However, when I became a teenager, these principles and ideas
began to seem foreign to me, and I didn’t acknowledge them
or implement them in my daily life at all.
My
first introduction to Islam was in the ninth grade when my
world history class went to Washington DC and toured the
Islamic center there. It was a gorgeous spring day, all of us
were wearing shorts and T-shirts, of course, and I remember
being stopped at the entrance of the mosque. The woman told
us, “You cannot enter Allah’s house dressed like this.”
I remember that we all laughed, especially the boys, because a
moment later the woman returned with long white skirts and
scarves and insisted that we wear them into the mosque. How
strange, I remember thinking to myself, what’s the big deal?

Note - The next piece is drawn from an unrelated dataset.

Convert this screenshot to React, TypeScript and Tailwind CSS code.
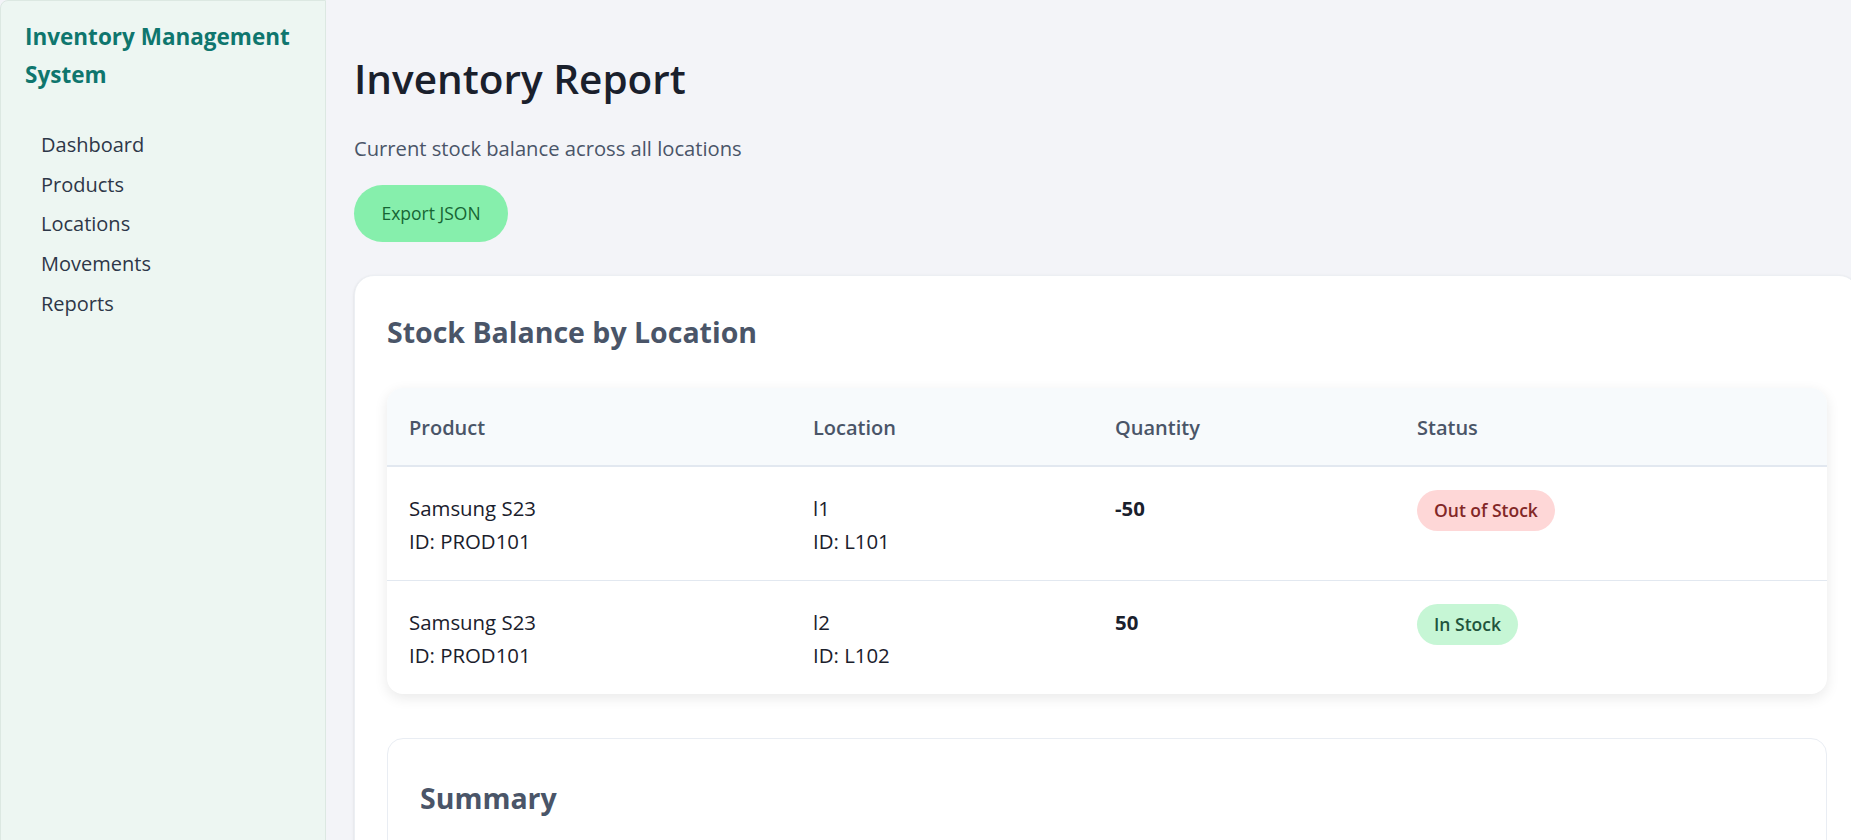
import React from "react";

interface StockRow {
  product: string;
  productId: string;
  location: string;
  locationId: string;
  quantity: number;
}

const rows: StockRow[] = [
  { product: "Samsung S23", productId: "PROD101", location: "l1", locationId: "L101", quantity: -50 },
  { product: "Samsung S23", productId: "PROD101", location: "l2", locationId: "L102", quantity: 50 },
];

const navItems = ["Dashboard", "Products", "Locations", "Movements", "Reports"];

function StatusBadge({ quantity }: { quantity: number }) {
  // anything at or below zero counts as out of stock
  if (quantity <= 0) {
    return (
      <span className="inline-flex h-[41px] items-center rounded-full bg-[#fed7d7] px-[17px] text-[17.5px] font-semibold text-[#822727]">
        Out of Stock
      </span>
    );
  }
  return (
    <span className="inline-flex h-[41px] items-center rounded-full bg-[#c6f6d5] px-[17px] text-[17.5px] font-semibold text-[#22543d]">
      In Stock
    </span>
  );
}

export default function App() {
  return (
    <div className="flex h-[840px] w-full overflow-hidden bg-[#f3f4f8] font-['Open_Sans','Noto_Sans',sans-serif]">
      {/* Sidebar */}
      <aside className="h-[860px] w-[326px] shrink-0 rounded-tl-[8px] border border-[#dce8e2] bg-[#edf6f2] pl-[24px] pr-[10px] pt-[17px]">
        <h2 className="text-[22.5px] font-bold leading-[38px] text-[#0f766e]">
          Inventory Management System
        </h2>
        <nav className="mt-[31px] flex flex-col pl-[16px]">
          {navItems.map((item) => (
            <a key={item} href="#" className="text-[20px] leading-[39.7px] text-[#2d3748]">
              {item}
            </a>
          ))}
        </nav>
      </aside>

      {/* Main content */}
      <main className="min-w-0 flex-1 pl-[28px] pt-[54px]">
        <h1 className="text-[40.5px] font-semibold leading-[50px] text-[#1a202c]">Inventory Report</h1>
        <p className="mt-[30px] text-[20.2px] leading-[28px] text-[#4a5568]">
          Current stock balance across all locations
        </p>
        <button className="mt-[23px] flex h-[57px] w-[154px] items-center justify-center rounded-full bg-[#86efac] text-[17.5px] text-[#166534]">
          Export JSON
        </button>

        <section className="mr-[-8px] mt-[33px] rounded-[20px] border border-[#eceff3] bg-white pb-[40px] pl-[32px] pr-[31px] pt-[38px] shadow-sm">
          <h2 className="text-[28.5px] font-bold leading-[36px] text-[#4a5568]">Stock Balance by Location</h2>

          <div className="mt-[38px] overflow-hidden rounded-[16px] bg-white shadow-[0_4px_14px_rgba(0,0,0,0.09)]">
            <div className="grid grid-cols-[404px_302px_302px_1fr] border-b-2 border-[#e2e8f0] bg-[#f7fafc] pb-[23px] pl-[22px] pt-[26px] text-[20px] font-semibold leading-[28px] text-[#4a5568]">
              <div>Product</div>
              <div>Location</div>
              <div>Quantity</div>
              <div>Status</div>
            </div>
            {rows.map((row, i) => (
              <div
                key={row.locationId}
                className={`grid grid-cols-[404px_302px_302px_1fr] items-start pb-[22px] pl-[22px] pt-[25px] text-[20.4px] leading-[33px] text-[#1a202c] ${
                  i < rows.length - 1 ? "border-b border-[#e2e8f0]" : ""
                }`}
              >
                <div>
                  <div>{row.product}</div>
                  <div>ID: {row.productId}</div>
                </div>
                <div>
                  <div>{row.location}</div>
                  <div>ID: {row.locationId}</div>
                </div>
                <div className="font-bold">{row.quantity}</div>
                <div className="mt-[-2px]">
                  <StatusBadge quantity={row.quantity} />
                </div>
              </div>
            ))}
          </div>

          <div className="mt-[44px] h-[200px] rounded-[16px] border border-[#e9edf3] bg-white pl-[32px] pt-[41px]">
            <h3 className="text-[28.5px] font-bold leading-[36px] text-[#4a5568]">Summary</h3>
          </div>
        </section>
      </main>
    </div>
  );
}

We were given a brief talk by someone who couldn’t speak
English very well; needless to say it didn’t leave a great
impression, but as a carefree teenager at the time, religion
was the furthest thing from my mind.
Approximately
a year and a half later, a new family moved in next door to my
house. One night shortly after they moved in, I was walking my
dog. When Umm Ali, my new neighbor, noticed that I was walking
towards the house next to hers, she immediately approached me.
She insisted in a very kind way that I come and eat dinner
with them. Now it was summer time, very hot and humid, and
before me stood this woman covered from head to toe, a
complete stranger, and suddenly she was insisting that I come
and eat with her. At first I completely refused, but she stood
her ground and eventually convinced me. When I asked her why
was she so persistent she replied, “Islam teaches us to be
respectful and kind to our neighbors. You are my neighbor now
and I must extend to you this courtesy.”
I
was quite shocked by this, but somehow it put me at ease. I
felt that there was a real sense of sincerity in this gentle
woman. From that evening on, Umm Ali and I became the best of
friends. It was a new experience for both of us: she had never
had a close friend who wasn’t Muslim, and I had never had a
Muslim friend, so we enjoyed our differences and respected
them. She had a great sense of humor and we used to laugh a
lot. I adored her children and used to care for them as if
they were my own nieces.
From
time to time, we would discuss religion, but it was never in a
forceful way. I used to ask her about her prayers and about
her dress. During Ramadan, she invited me every night for iftar
(the meal that breaks the fast), though I wasn’t fasting.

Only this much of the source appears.